Jan 27, 2011 Ami Olson Uncategorized
Only one of the nine project proposals would walk away with the $1,000 minigrant from the debut Salt City DISHES dinner on Sunday, but the intangible benefits, the networking and exposure each project gained from the event were just as invaluable.
And that was the goal all along.
Held in the beautiful Saint Clare Theater on the North Side, the DISHES dinner offered a little bit of everything: a sophisticated meal, an informal community gathering, a concert, a networking opportunity and the chance to award one of nine proposed public art projects with a $1,000 minigrant, generated by the $10-$15 admission price each participant paid.
A huge group of volunteers and vendors joined forces to make DISHES possible, beginning with co-founders and organizers Rachel Somerstein, Briana Kohlbrenner and Stasya Panova.
Their efforts were validated by a sell-out crowd of 135 people. Organizers announced Saturday that the theater would be at maximum capacity, and tickets they had planned to sell at the door would not be available.
“Once we knew that it was sold out and that people had gotten tickets in advance we all felt comfortable knowing it was going to be really successful,” Panova said. “It met my expectations, even though my expectations were set high and I was hoping for a really amazing turnout and something outstanding.”
The future of funding?
With money tight all around and arts taking an especially hard hit in every budget process, are community generated funding systems like DISHES the future of public art?
Kohlbrenner and Panova think so. The DISHES event was modeled after the FEAST program already popular in cities throughout the country, and the reception Syracuse gave the inaugural is a positive sign.
“I think this trend got teed up with the recession, there has been a lot of pullback in funding for the arts in a lot of cities across the county,” Kohlbrenner said. “People don’t want to wait around for corporate things going on outside the city, they’re saying ‘we should focus our energy right here,’ and they’re throwing the gloves off.”
“This idea of DIY economy is growing in all aspects … I think that as the economy does worse and worse people are taking things into their own hands more,” said Joel Weissman, part of the team who won the first DISHES minigrant.
A method that uses small amounts of seed money given directly by community members is an idea that can be applied in a lot of ways, Kohlbrenner said. Weissman called it “DIY philanthropy.”
By asking for support from the community, artists can get the word out about their ideas and communicate with one another about common goals – often a problem for artists in Syracuse, Panova said.

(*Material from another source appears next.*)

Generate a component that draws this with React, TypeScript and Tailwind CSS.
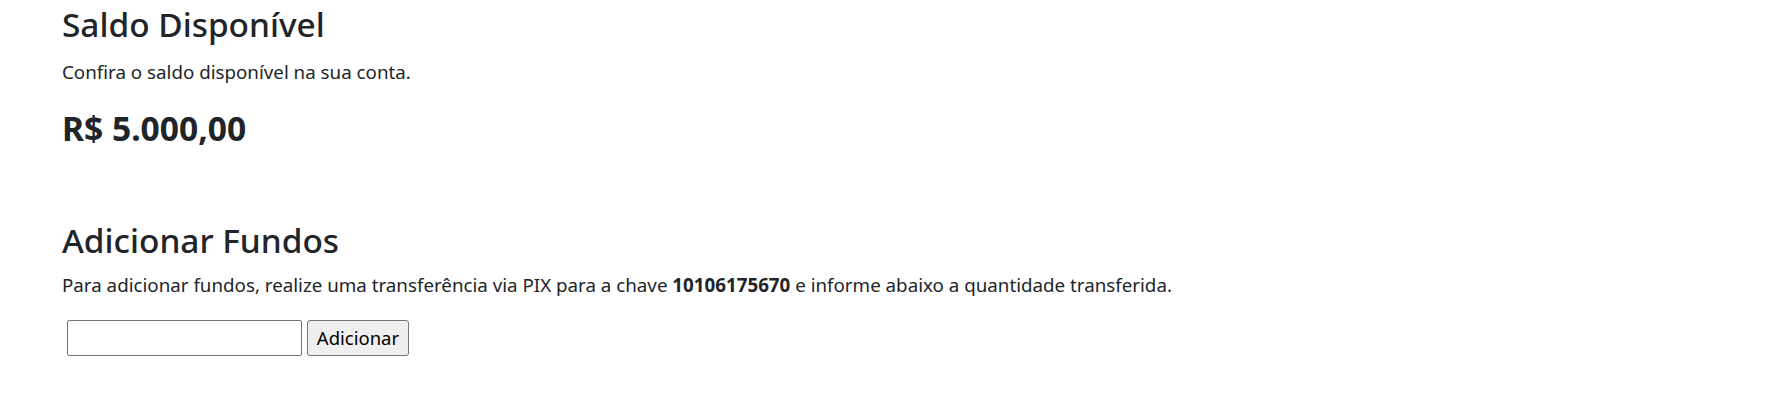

Kohlbrenner said she was surprised to see how many of the submitted proposals were projects already being realized. Several of Sunday’s presenters made it clear that their projects would become a reality with or without the DISHES funding. The extra cash, they said, would allow them to take their art to a new level.
“I found that really exciting,” she said. “These projects are going on right now, and I don’t even know about them. You think Syracuse is so small, and you think you know about everything that is going on, then you realize it’s really bigger than we’re all claiming it to be.”